[START EXCERPTED DATA]

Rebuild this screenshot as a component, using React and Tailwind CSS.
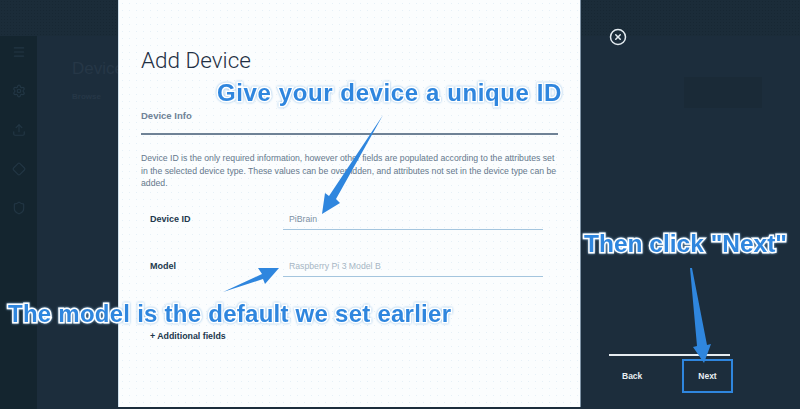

[END EXCERPTED DATA]
[START EXCERPTED DATA]

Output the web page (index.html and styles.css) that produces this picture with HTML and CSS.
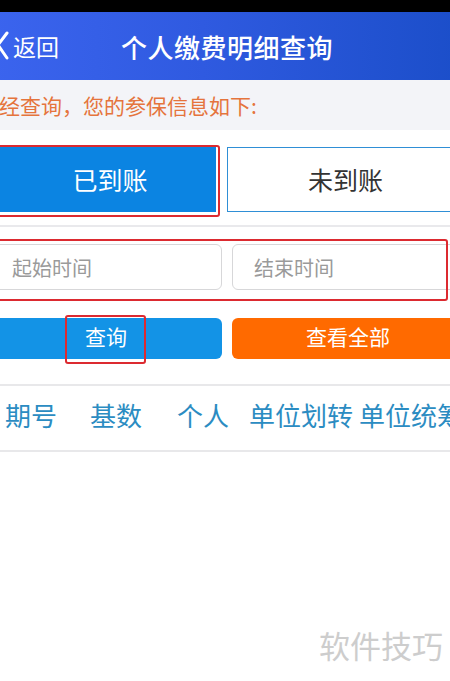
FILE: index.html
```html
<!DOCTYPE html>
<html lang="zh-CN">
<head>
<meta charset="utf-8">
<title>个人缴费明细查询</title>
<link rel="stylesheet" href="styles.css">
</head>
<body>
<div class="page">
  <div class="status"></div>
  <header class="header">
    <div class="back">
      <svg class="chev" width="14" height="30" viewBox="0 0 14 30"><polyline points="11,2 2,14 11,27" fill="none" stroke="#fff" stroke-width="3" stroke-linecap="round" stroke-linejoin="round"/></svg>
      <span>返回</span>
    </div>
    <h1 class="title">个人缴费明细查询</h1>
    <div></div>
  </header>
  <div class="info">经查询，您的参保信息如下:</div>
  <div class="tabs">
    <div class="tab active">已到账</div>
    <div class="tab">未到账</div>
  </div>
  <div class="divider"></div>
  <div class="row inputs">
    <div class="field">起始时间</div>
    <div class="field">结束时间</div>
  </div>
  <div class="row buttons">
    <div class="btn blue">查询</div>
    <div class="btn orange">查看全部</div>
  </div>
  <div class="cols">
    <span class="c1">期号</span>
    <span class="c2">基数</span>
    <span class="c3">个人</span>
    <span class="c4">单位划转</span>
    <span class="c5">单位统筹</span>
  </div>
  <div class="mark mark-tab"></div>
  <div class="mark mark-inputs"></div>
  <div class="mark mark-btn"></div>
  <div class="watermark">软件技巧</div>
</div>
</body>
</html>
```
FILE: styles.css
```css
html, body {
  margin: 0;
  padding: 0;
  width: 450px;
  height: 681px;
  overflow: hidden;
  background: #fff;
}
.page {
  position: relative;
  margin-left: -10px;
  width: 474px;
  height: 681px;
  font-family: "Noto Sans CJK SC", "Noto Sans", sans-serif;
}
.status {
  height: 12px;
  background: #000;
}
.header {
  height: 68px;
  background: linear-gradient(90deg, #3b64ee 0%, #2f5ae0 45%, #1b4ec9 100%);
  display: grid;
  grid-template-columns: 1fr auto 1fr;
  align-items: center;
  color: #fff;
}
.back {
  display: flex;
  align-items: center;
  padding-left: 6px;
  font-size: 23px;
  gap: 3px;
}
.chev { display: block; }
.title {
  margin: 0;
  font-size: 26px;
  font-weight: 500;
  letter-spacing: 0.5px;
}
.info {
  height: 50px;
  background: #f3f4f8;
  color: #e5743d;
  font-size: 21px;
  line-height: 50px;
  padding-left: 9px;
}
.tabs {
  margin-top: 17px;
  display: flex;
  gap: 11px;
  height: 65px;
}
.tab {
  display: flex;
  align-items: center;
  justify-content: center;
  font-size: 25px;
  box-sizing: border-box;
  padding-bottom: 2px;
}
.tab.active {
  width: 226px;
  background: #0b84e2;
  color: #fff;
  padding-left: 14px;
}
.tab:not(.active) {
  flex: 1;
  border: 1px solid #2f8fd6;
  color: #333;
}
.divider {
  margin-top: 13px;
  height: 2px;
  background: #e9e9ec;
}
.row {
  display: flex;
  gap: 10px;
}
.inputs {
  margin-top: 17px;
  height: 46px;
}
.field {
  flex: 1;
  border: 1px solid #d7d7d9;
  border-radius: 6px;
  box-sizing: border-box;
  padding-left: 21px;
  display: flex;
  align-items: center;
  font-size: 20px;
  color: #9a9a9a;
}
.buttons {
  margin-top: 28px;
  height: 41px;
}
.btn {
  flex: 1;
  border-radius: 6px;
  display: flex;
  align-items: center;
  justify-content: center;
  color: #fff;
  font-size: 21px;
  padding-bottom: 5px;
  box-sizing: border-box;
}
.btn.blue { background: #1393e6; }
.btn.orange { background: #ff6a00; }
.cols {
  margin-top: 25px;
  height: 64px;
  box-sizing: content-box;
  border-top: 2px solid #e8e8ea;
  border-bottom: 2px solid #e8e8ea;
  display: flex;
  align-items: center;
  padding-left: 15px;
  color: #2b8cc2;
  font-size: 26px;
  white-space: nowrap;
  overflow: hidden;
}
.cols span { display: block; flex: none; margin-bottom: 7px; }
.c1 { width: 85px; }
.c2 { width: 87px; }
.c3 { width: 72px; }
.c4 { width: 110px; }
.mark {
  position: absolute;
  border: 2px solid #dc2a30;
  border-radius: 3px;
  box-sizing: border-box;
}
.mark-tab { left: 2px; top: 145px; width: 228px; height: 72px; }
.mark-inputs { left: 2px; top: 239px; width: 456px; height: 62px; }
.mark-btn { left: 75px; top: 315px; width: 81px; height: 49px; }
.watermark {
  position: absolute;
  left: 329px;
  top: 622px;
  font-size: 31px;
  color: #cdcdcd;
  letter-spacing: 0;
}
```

[END EXCERPTED DATA]
[START EXCERPTED DATA]

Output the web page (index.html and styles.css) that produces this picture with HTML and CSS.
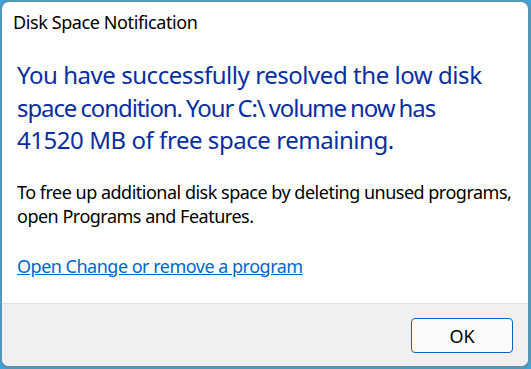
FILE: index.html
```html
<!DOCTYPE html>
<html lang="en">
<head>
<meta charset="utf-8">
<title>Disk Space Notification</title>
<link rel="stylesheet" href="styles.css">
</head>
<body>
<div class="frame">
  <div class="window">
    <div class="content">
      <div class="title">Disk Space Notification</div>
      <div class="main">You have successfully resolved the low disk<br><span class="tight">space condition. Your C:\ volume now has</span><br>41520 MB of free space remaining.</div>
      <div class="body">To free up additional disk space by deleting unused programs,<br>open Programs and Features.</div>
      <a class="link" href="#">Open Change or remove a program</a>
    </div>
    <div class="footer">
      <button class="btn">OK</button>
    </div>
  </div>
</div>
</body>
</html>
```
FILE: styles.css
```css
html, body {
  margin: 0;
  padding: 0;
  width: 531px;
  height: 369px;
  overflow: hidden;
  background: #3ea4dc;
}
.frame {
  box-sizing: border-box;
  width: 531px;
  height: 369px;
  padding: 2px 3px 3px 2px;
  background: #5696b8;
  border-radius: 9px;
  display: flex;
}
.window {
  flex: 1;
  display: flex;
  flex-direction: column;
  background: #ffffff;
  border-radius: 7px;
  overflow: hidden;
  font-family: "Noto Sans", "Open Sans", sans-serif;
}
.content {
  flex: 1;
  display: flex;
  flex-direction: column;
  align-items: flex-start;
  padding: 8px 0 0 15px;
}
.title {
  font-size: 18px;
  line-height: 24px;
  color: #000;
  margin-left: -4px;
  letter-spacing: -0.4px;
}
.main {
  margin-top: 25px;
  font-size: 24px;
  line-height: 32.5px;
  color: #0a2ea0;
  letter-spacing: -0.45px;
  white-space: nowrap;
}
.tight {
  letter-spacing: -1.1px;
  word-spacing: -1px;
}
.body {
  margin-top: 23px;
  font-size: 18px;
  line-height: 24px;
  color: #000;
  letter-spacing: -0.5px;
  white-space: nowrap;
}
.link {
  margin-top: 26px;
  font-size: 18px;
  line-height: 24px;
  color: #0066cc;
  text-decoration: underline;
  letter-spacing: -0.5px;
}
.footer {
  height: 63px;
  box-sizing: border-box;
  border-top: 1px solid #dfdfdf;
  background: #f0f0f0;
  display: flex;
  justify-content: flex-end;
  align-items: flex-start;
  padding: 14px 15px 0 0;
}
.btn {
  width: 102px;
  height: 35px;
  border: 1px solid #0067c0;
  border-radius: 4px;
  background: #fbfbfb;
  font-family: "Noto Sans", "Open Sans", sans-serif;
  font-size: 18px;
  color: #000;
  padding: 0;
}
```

[END EXCERPTED DATA]

GIVEN REQUEST: Copy every line of the listing where the word "page" appears.

EXPECTED ANSWER:
Output the web page (index.html and styles.css) that produces this picture with HTML and CSS.
<div class="page">
.page {
Output the web page (index.html and styles.css) that produces this picture with HTML and CSS.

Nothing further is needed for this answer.